The fuel price increase has been scrapped in the Autumn Budget while help is at hand for businesses, but the Chancellor warns that inflation could rise. Here’s our quick summary of the key points of the Autumn Budget.

Chancellor Rishi Sunak has declared a ‘new wave of optimism’ when announcing his Autumn Budget today. Sunak announced funding for new build homes, promising an investment of £24 billion to build new homes and £11.5 billion investment through the Affordable Homes Scheme. He also revealed £5 billion would be available to remove dangerous cladding from high rise buildings.

The Office for Budget Responsibility said that growth will be stronger than expected in next year, reducing the amount the Chancellor will need to borrow.
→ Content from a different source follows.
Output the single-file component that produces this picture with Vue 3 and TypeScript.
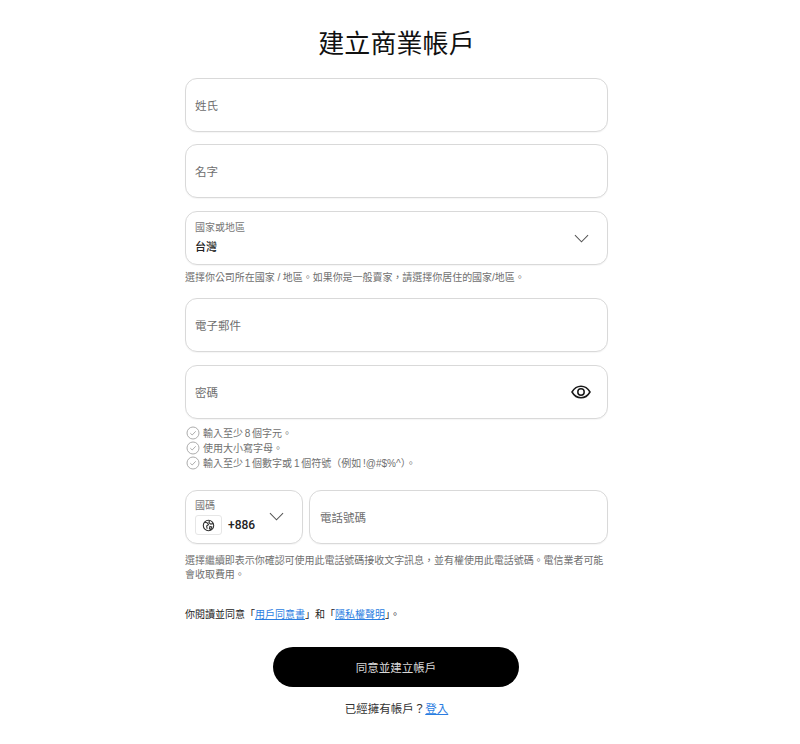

It estimates that borrowing will fall from 7.9 per cent this year to 3.3 per cent next year.

However, the Chancellor has warned that inflation will rise further and says this will be due to the demand for goods and energy. It reached 3.1 per cent in September and is likely to rise further according to the Office for Budget Responsibility. It may rise to five per cent this year according to the Bank of England, which could result in interest rates going up.

Interest rates may rise

If interest rates increase, anyone on a fixed-rate mortgage deal will pay the same amount, but those on a variable rate will pay more. If you are concerned about rates going up and wondering whether to secure a new fixed-rate deal, our advice is to act swiftly. We’re here to help with mortgage advice so please contact us.

Council tax rates may set to rise over the next four years, with taxpayers anticipated to generate an extra £12.1 billion in council tax revenue.

The Chancellor has admitted that Britain faces challenging times and said the budget ‘does not draw a line under Covid’. However, he stressed that post-pandemic recovery is now underway.

Fuel duty rise scrapped

There was also good news for those concerned about the cost of fuel. Fuel prices are at their highest in years, but the Chancellor has confirmed he is scrapping the planned increase in fuel duty in which he says will save the average car driver £1900. Fuel duty has now been frozen at 57.95p per litre. The levy was set to increase to 60.79p per litre which would have meant an extra 3.5 per litre to pump prices after the addition of VAT.

‘With pump prices at record highs, now would have been the worst possible time to change tack and hike up costs still further at the forecourt,’ says Simon Williams from the RAC.

There will be no reduction in VAT on household energy bills, but the minimum wage will rise by 6.6 per cent, increasing to £9.50 per hour.

For businesses in retail and leisure, the Chancellor has announced a 50 per cent business rate discount for one year to help out the retail, hospitality, and leisure sectors. Businesses in these sectors could be eligible for a saving of up to £110,000. Business rates will also be re-evaluated every three years.